Domain | Technology, Science & Material Culture |
Researcher(s) | Zoë Ghyselinck |
University | Radboud University |
Degree | PD |
Date Range | February - August 2015 |
Supervisor(s) | Prof. Maarten De Pourcq |
In this research project I investigate the ways in which innovative movements in early 20th century German(-language) and French theatre anchored practices of, and thinking on, mass performances in ancient Greek drama.
Between 1900 and 1950 German and French innovatory dramatists, such as Oskar Kokoschka, Walter Hasenclever, Jean Cocteau and Jean Anouilh, dealt with the socio-historical emergence of masses by adapting ancient drama and mystery cults within contemporary theatre. In their plays they experimented with the performance of ritualized mass experiences on stage and in the audience. In personal accounts and theoretical documents, they reflected on socio-psychological and spatial effects that masses (could) have on the form of theatre. Both through performances and in theoretical discourse these playwrights explicitly anchored their innovative thinking on mass experiences in theatre to their views of the social conditions and spatial arrangements which constituted ancient drama and religious practices.

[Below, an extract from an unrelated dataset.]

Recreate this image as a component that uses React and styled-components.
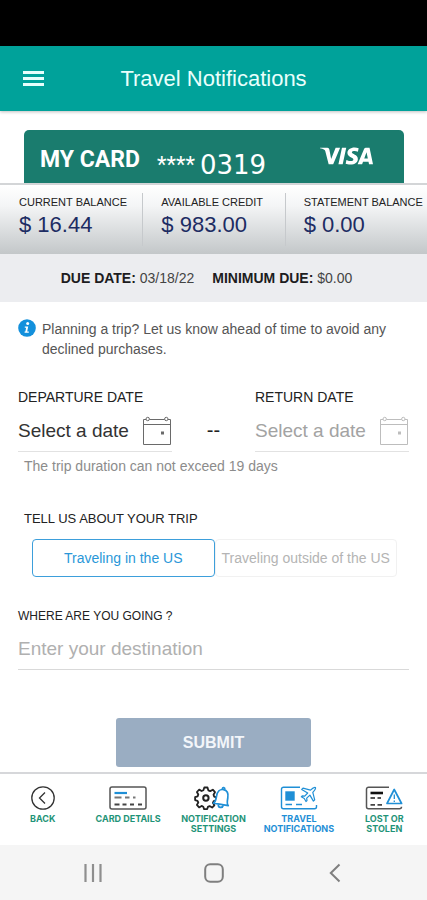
import React, { useState } from 'react'
import styled, { createGlobalStyle } from 'styled-components'
import { SiVisa } from 'react-icons/si'

const GlobalStyle = createGlobalStyle`
  * {
    box-sizing: border-box;
  }
  body {
    margin: 0;
    background-color: #fff;
    font-family: "Liberation Sans", Arial, sans-serif;
    color: #333;
  }
  button, input {
    font-family: inherit;
    margin: 0;
    padding: 0;
    border: none;
    background: none;
  }
  button {
    cursor: pointer;
  }
`

const Screen = styled.div`
  min-height: 100vh;
  display: flex;
  flex-direction: column;
`

const StatusBar = styled.div`
  height: 46px;
  background-color: #000;
`

const Header = styled.header`
  height: 65px;
  padding: 0 22px;
  display: grid;
  grid-template-columns: 24px 1fr 24px;
  align-items: center;
  background-color: #00a29a;
  box-shadow: 0 1px 3px rgba(0, 0, 0, 0.25);
`

const MenuButton = styled.button`
  display: flex;
  color: #e6fffc;
`

const Title = styled.h1`
  margin: 0;
  font-size: 22px;
  line-height: 28px;
  font-weight: 400;
  text-align: center;
  color: #e9fffc;
`

const CardArea = styled.div`
  padding: 19px 23px 0 24px;
`

const CardTab = styled.div`
  height: 53px;
  padding: 0 31px 0 16px;
  display: flex;
  align-items: center;
  border-radius: 5px 5px 0 0;
  background-color: #1a7c6e;
  color: #fff;
`

const CardName = styled.span`
  padding-top: 6px;
  font-family: Roboto, sans-serif;
  font-size: 23px;
  line-height: 28px;
  font-weight: 700;
`

const CardMask = styled.span`
  padding: 16px 0 0 17px;
  font-family: Roboto, sans-serif;
  font-size: 22px;
  line-height: 22px;
  font-weight: 400;
`

const CardDigits = styled.span`
  padding: 16px 0 0 5px;
  font-family: "DejaVu Sans", sans-serif;
  font-size: 26px;
  line-height: 28px;
`

const Brand = styled.span`
  margin-left: auto;
  padding-bottom: 2px;
  display: flex;

  svg {
    width: 53px;
    height: 18px;
  }
`

const Balances = styled.dl`
  margin: 0;
  height: 71px;
  padding: 8px 0;
  display: grid;
  grid-template-columns: repeat(3, 1fr);
  border-top: 2px solid #d3d5d7;
  background: linear-gradient(#fff 0%, #f4f5f6 30%, #c3c7c9 100%);
`

const Balance = styled.div`
  padding-left: 18px;
  border-left: 1px solid ${({ $first }) => ($first ? 'transparent' : '#c6c9cc')};
  white-space: nowrap;
`

const BalanceLabel = styled.dt`
  padding-top: 1px;
  font-size: 11px;
  line-height: 16px;
  color: #222;
`

const BalanceValue = styled.dd`
  margin: 0;
  padding-top: 2px;
  font-size: 22px;
  line-height: 26px;
  color: #1d2c63;
`

const DueBar = styled.div`
  height: 48px;
  padding-right: 14px;
  display: flex;
  align-items: center;
  justify-content: center;
  gap: 18px;
  background-color: #ecedf0;
  font-size: 14px;
  line-height: 20px;
  color: #444;

  b {
    color: #1c1c20;
  }
`

const Form = styled.form`
  flex: 1;
  padding: 17px 18px 5px;
  display: flex;
  flex-direction: column;
`

const Notice = styled.p`
  margin: 0 0 30px;
  display: flex;
  gap: 6px;
  font-size: 14px;
  line-height: 20px;
  color: #555;

  svg {
    flex: none;
  }
`

const Dates = styled.div`
  display: grid;
  grid-template-columns: 154px 1fr 154px;
`

const DateDash = styled.span`
  padding-top: 31px;
  text-align: center;
  font-size: 20px;
  line-height: 20px;
  color: #222;
`

const Label = styled.label`
  display: block;
  font-size: ${({ $size }) => $size || 14}px;
  line-height: 16px;
  color: #222;
`

const DateRow = styled.div`
  height: 47px;
  padding-top: 6px;
  display: flex;
  align-items: center;
  border-bottom: 1px solid #e2e2e2;
  color: ${({ $muted }) => ($muted ? '#a3a3a3' : '#333')};
`

const DateInput = styled.input`
  flex: 1;
  min-width: 0;
  font-size: 19px;
  line-height: 24px;
  color: inherit;
  outline: none;

  &::placeholder {
    color: inherit;
    opacity: 1;
  }
`

const CalendarButton = styled.button`
  display: flex;
  color: ${({ $muted }) => ($muted ? '#bdbdbd' : '#6a6a6a')};
`

const Hint = styled.p`
  margin: 6px 6px 37px;
  font-size: 14px;
  line-height: 16px;
  color: #8c8c8c;
`

const TripType = styled.div`
  padding: 0 12px 31px 6px;
`

const Segments = styled.div`
  margin: 12px 0 0 8px;
  display: grid;
  grid-template-columns: 1fr 1fr;
`

const Segment = styled.button`
  height: 38px;
  border: 1px solid ${({ $active }) => ($active ? '#3d9fdb' : '#f1f1f1')};
  border-radius: 4px;
  font-size: 14px;
  line-height: 18px;
  white-space: nowrap;
  color: ${({ $active }) => ($active ? '#2a97d8' : '#b4b4b4')};
`

const Destination = styled.input`
  width: 100%;
  height: 46px;
  padding-top: 5px;
  border-bottom: 1px solid #d9d9d9;
  font-size: 19px;
  color: #333;
  outline: none;

  &::placeholder {
    color: #b0b0b0;
    opacity: 1;
  }
`

const Submit = styled.button`
  width: 50%;
  height: 49px;
  margin: 48px auto 0;
  border-radius: 3px;
  background-color: #9aadc2;
  font-size: 16px;
  font-weight: 700;
  color: #f3f6fa;
`

const TabBar = styled.nav`
  height: 73px;
  display: grid;
  grid-template-columns: repeat(5, 1fr);
  border-top: 2px solid #d6d7da;
`

const Tab = styled.a`
  padding-top: 12px;
  display: flex;
  flex-direction: column;
  align-items: center;
  gap: 4px;
  font-family: Inter, sans-serif;
  font-size: 9px;
  line-height: 10px;
  font-weight: 700;
  text-align: center;
  text-decoration: none;
  color: ${({ $active }) => ($active ? '#1f8fd6' : '#1f9478')};
`

const TabLine = styled.span`
  display: block;
`

const SystemBar = styled.div`
  height: 55px;
  padding: 0 32px;
  display: grid;
  grid-template-columns: repeat(3, 1fr);
  background-color: #f5f5f5;
`

const SystemButton = styled.button`
  display: flex;
  align-items: center;
  justify-content: center;
`

const MenuIcon = () => (
  <svg width="23" height="16" viewBox="0 0 23 16" fill="currentColor">
    <path d="M1 0h21v3H1zM1 6h21v3H1zM1 12h21v3H1z" />
  </svg>
)

const InfoIcon = () => (
  <svg width="18" height="18" viewBox="0 0 18 18">
    <circle cx="9" cy="9" r="8.8" fill="#1390dc" />
    <circle cx="9.7" cy="4.6" r="1.5" fill="#fff" />
    <path d="M6.8 7.4h3.4l-1 5h1.6v1.4H6.6v-1.4h.8l.7-3.6H6.8z" fill="#fff" />
  </svg>
)

const CalendarIcon = () => (
  <svg width="30" height="30" viewBox="0 0 30 30" fill="none" stroke="currentColor">
    <path d="M4 3.5H1.500v25h27v-25H26M7.500 3.5h15M1.500 8.500h27" />
    <circle cx="5.700" cy="3" r="1.700" />
    <circle cx="24.300" cy="3" r="1.700" />
    <rect x="19" y="15.500" width="3" height="3" fill="currentColor" stroke="none" />
  </svg>
)

const BackIcon = () => (
  <svg width="24" height="24" viewBox="0 0 24 24" fill="none" stroke="#333" strokeWidth="1.300">
    <circle cx="12" cy="12" r="11.200" />
    <path d="M14 6.500 8.500 12l5.500 5.500" />
  </svg>
)

const CardIcon = () => (
  <svg width="38" height="24" viewBox="0 0 38 24" fill="none">
    <rect x="1" y="1" width="36" height="22" rx="2" stroke="#555" strokeWidth="1.500" />
    <path d="M5.500 7H18" stroke="#1f8fd6" strokeWidth="2.200" />
    <path d="M5.500 11.500h7M16 11.500h4.500M24 11.500h2.500" stroke="#777" strokeWidth="1.800" />
    <path d="M5.500 18.500h5M13.500 18.500h4M21 18.500h4M29 18.500h4" stroke="#444" strokeWidth="2" />
  </svg>
)

const SettingsIcon = () => (
  <svg width="38" height="24" viewBox="0 0 38 24" fill="none">
    <path
      d="M10.300 1.500h3.200l.8 2.800 1.900.8 2.600-1.400 2.200 2.500-1.500 2.500.7 1.900 2 .7v3l-2.500.8-.8 1.700 1.500 2.500-2.300 2.300-2.500-1.500-1.700.8-.7 2.200h-3.100l-.8-2.400-1.700-.8-2.500 1.500-2.200-2.500 1.400-2.400-.8-1.700-2.400-.7v-3l2.500-.7.7-1.900-1.400-2.500 2.300-2.400 2.400 1.400 1.800-.8z"
      stroke="#222"
      strokeWidth="1.800"
      strokeLinejoin="round"
    />
    <circle cx="11.900" cy="12" r="2.700" stroke="#222" strokeWidth="2" />
    <g transform="rotate(10 28 12)" stroke="#1f8fd6" strokeWidth="1.700">
      <path d="M20.500 18.500c2-1.500 1.800-4.500 1.800-7.500 0-4.500 2-7.500 5.700-7.500s5.700 3 5.700 7.500c0 3-.2 6 1.800 7.500z" fill="#fff" strokeLinejoin="round" />
      <path d="M26.700 3.200c0-2.200 2.600-2.200 2.600 0M25.500 19c.3 3.400 4.800 3.400 5.100 0" />
    </g>
  </svg>
)

const TravelIcon = () => (
  <svg width="38" height="24" viewBox="0 0 38 24" fill="none" stroke="#1f8fd6" strokeWidth="1.400">
    <path d="M20 1.200H3.500a2 2 0 0 0-2 2v17.600a2 2 0 0 0 2 2h31a2 2 0 0 0 2-2V19" />
    <rect x="6" y="6" width="8" height="8" fill="#1f8fd6" />
    <path d="M5.500 18.500h6.500M16 18.500h6" />
    <path
      d="m35.500 1.500c-1.600-.6-3 .6-5 2.600l-7.500-2-1.300 1.300 6 3.600-3 3.200-2.500-.4-.9 1 3 1.700 1.700 3 1-.9-.3-2.500 3.200-3 3.500 6 1.300-1.300-1.900-7.500c2-2 3.300-3.300 2.700-4.800z"
      strokeWidth="1.200"
      strokeLinejoin="round"
    />
  </svg>
)

const LostIcon = () => (
  <svg width="38" height="24" viewBox="0 0 38 24" fill="none">
    <path d="M24 1.200H3.500a2 2 0 0 0-2 2v17.600a2 2 0 0 0 2 2h31a2 2 0 0 0 2-2" stroke="#555" strokeWidth="1.500" />
    <path d="M5.500 7H18" stroke="#111" strokeWidth="2.600" />
    <path d="M5.500 12h4.500M12.500 12h3.500" stroke="#555" strokeWidth="2" />
    <path d="M5.500 18.800h4.500M12.500 18.800h4.500" stroke="#444" strokeWidth="1.800" />
    <path d="M29.200 3.500 22 17.500h14.600z" fill="#fff" stroke="#1f8fd6" strokeWidth="1.700" strokeLinejoin="round" />
    <path d="M29.300 8.500v4.500M29.300 14.500v1.500" stroke="#1f8fd6" strokeWidth="1.300" />
  </svg>
)

const RecentsIcon = () => (
  <svg width="20" height="20" viewBox="0 0 20 20" stroke="#8f8f8f" strokeWidth="2.200">
    <path d="M2.500 1v18M10 1v18M17.500 1v18" />
  </svg>
)

const HomeIcon = () => (
  <svg width="20" height="20" viewBox="0 0 20 20" fill="none" stroke="#7f7f7f" strokeWidth="2">
    <rect x="1.200" y="1.200" width="17.600" height="17.600" rx="5" />
  </svg>
)

const PrevIcon = () => (
  <svg width="12" height="20" viewBox="0 0 12 20" fill="none" stroke="#7f7f7f" strokeWidth="2">
    <path d="M10.500 1.500 1.800 10l8.700 8.500" />
  </svg>
)

const balances = [
  { label: 'CURRENT BALANCE', value: '$ 16.44' },
  { label: 'AVAILABLE CREDIT', value: '$ 983.00' },
  { label: 'STATEMENT BALANCE', value: '$ 0.00' },
]

const tripTypes = ['Traveling in the US', 'Traveling outside of the US']

const tabs = [
  { lines: ['BACK'], icon: <BackIcon /> },
  { lines: ['CARD DETAILS'], icon: <CardIcon /> },
  { lines: ['NOTIFICATION', 'SETTINGS'], icon: <SettingsIcon /> },
  { lines: ['TRAVEL', 'NOTIFICATIONS'], icon: <TravelIcon />, active: true },
  { lines: ['LOST OR', 'STOLEN'], icon: <LostIcon /> },
]

const DateField = ({ id, label, muted }) => (
  <div>
    <Label htmlFor={id}>{label}</Label>
    <DateRow $muted={muted}>
      <DateInput id={id} placeholder="Select a date" />
      <CalendarButton type="button" aria-label="Open calendar" $muted={muted}>
        <CalendarIcon />
      </CalendarButton>
    </DateRow>
  </div>
)

export const App = () => {
  const [trip, setTrip] = useState(tripTypes[0])

  return (
    <Screen>
      <GlobalStyle />
      <StatusBar />
      <Header>
        <MenuButton aria-label="Menu">
          <MenuIcon />
        </MenuButton>
        <Title>Travel Notifications</Title>
      </Header>
      <CardArea>
        <CardTab>
          <CardName>MY CARD</CardName>
          <CardMask>****</CardMask>
          <CardDigits>0319</CardDigits>
          <Brand>
            <SiVisa preserveAspectRatio="xMidYMid slice" aria-label="Visa" />
          </Brand>
        </CardTab>
      </CardArea>
      <Balances>
        {balances.map((item, i) => (
          <Balance key={item.label} $first={i === 0}>
            <BalanceLabel>{item.label}</BalanceLabel>
            <BalanceValue>{item.value}</BalanceValue>
          </Balance>
        ))}
      </Balances>
      <DueBar>
        <span><b>DUE DATE:</b> 03/18/22</span>
        <span><b>MINIMUM DUE:</b> $0.00</span>
      </DueBar>
      <Form onSubmit={(e) => e.preventDefault()}>
        <Notice>
          <InfoIcon />
          <span>Planning a trip? Let us know ahead of time to avoid any declined purchases.</span>
        </Notice>
        <Dates>
          <DateField id="departure" label="DEPARTURE DATE" />
          <DateDash>--</DateDash>
          <DateField id="return" label="RETURN DATE" muted />
        </Dates>
        <Hint>The trip duration can not exceed 19 days</Hint>
        <TripType role="group" aria-labelledby="trip-label">
          <Label as="div" id="trip-label" $size={13}>TELL US ABOUT YOUR TRIP</Label>
          <Segments>
            {tripTypes.map((type) => (
              <Segment
                key={type}
                type="button"
                aria-pressed={trip === type}
                $active={trip === type}
                onClick={() => setTrip(type)}
              >
                {type}
              </Segment>
            ))}
          </Segments>
        </TripType>
        <Label htmlFor="destination" $size={12}>WHERE ARE YOU GOING ?</Label>
        <Destination id="destination" placeholder="Enter your destination" />
        <Submit type="submit">SUBMIT</Submit>
      </Form>
      <TabBar>
        {tabs.map((tab) => (
          <Tab key={tab.lines[0]} href="#" $active={tab.active}>
            {tab.icon}
            <span>
              {tab.lines.map((line) => <TabLine key={line}>{line}</TabLine>)}
            </span>
          </Tab>
        ))}
      </TabBar>
      <SystemBar>
        <SystemButton aria-label="Recent apps"><RecentsIcon /></SystemButton>
        <SystemButton aria-label="Home"><HomeIcon /></SystemButton>
        <SystemButton aria-label="Previous"><PrevIcon /></SystemButton>
      </SystemBar>
    </Screen>
  )
}

export default App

Whereas masses are commonly depicted as 'irrational' and 'destructive' phenomena, overwhelming the 'creativity' of the 'rational' individual, recent sociological and psychological insights into crowd behaviour have demonstrated that participation in masses does not necessarily lead to devastation, but is clearly structured and controlled in space and time and discloses individual responsibility. Recent scholarship in Theatre Studies and Classical Reception Studies, however, has persisted in portraying early 20th-century mass representations in terms of violence and mobilization in ideological movements. By combining Theatre Studies and Classical Reception Studies with recent socio-psychological methods in Crowd Theory, my study will demonstrate that Expressionist and French Interwar theatre rethought masses as complementary to and even constitutive of the individual’s experience in theatre both on stage and in the audience in the light of the ritual origins and social conditions of ancient drama in the Greek polis. By anchoring their experimentation with the masses in ancient drama, which sought to depict the creative individual as being ‘born’ as a responding entity out of the masses, German and French playwrights innovatively interpreted the mass as creative in two ways. In ritual terms, the individual’s incorporation into and formation in the ‘body-mass’ (cf.‘Einverleibung’ and the physical metaphor, elaborated by Elias Canetti in Masse und Macht, 1960) not only led to his rebirth out of the mass, but also to the masses’ creativity and formation in and through the creation of a reborn individual. As such, rethinking the masses in ritual terms evokes the ‘stations’ of transformation, through which the initiates (‘mystai’) were required to pass in ancient mystery cults such as Eleusis and Orphism. Thus, challenging the traditional idealist concept of identity, masses allow an individual’s formation – or in religious terms – ‘initiation’ through destruction and rebirth, thereby also transforming themselves. Next to the inner ‘initiatory’ transition mass experiences process, my project investigates the way in which these playwrights’ ideas on the spatial position, physical transformation and controlling of the ‘body-mass’ within the confines of the stage and the (architectural form of the) theatre building is anchored in ancient Greek drama’s spatial, acoustic and visual conditions during (ritualized) theatre festivals.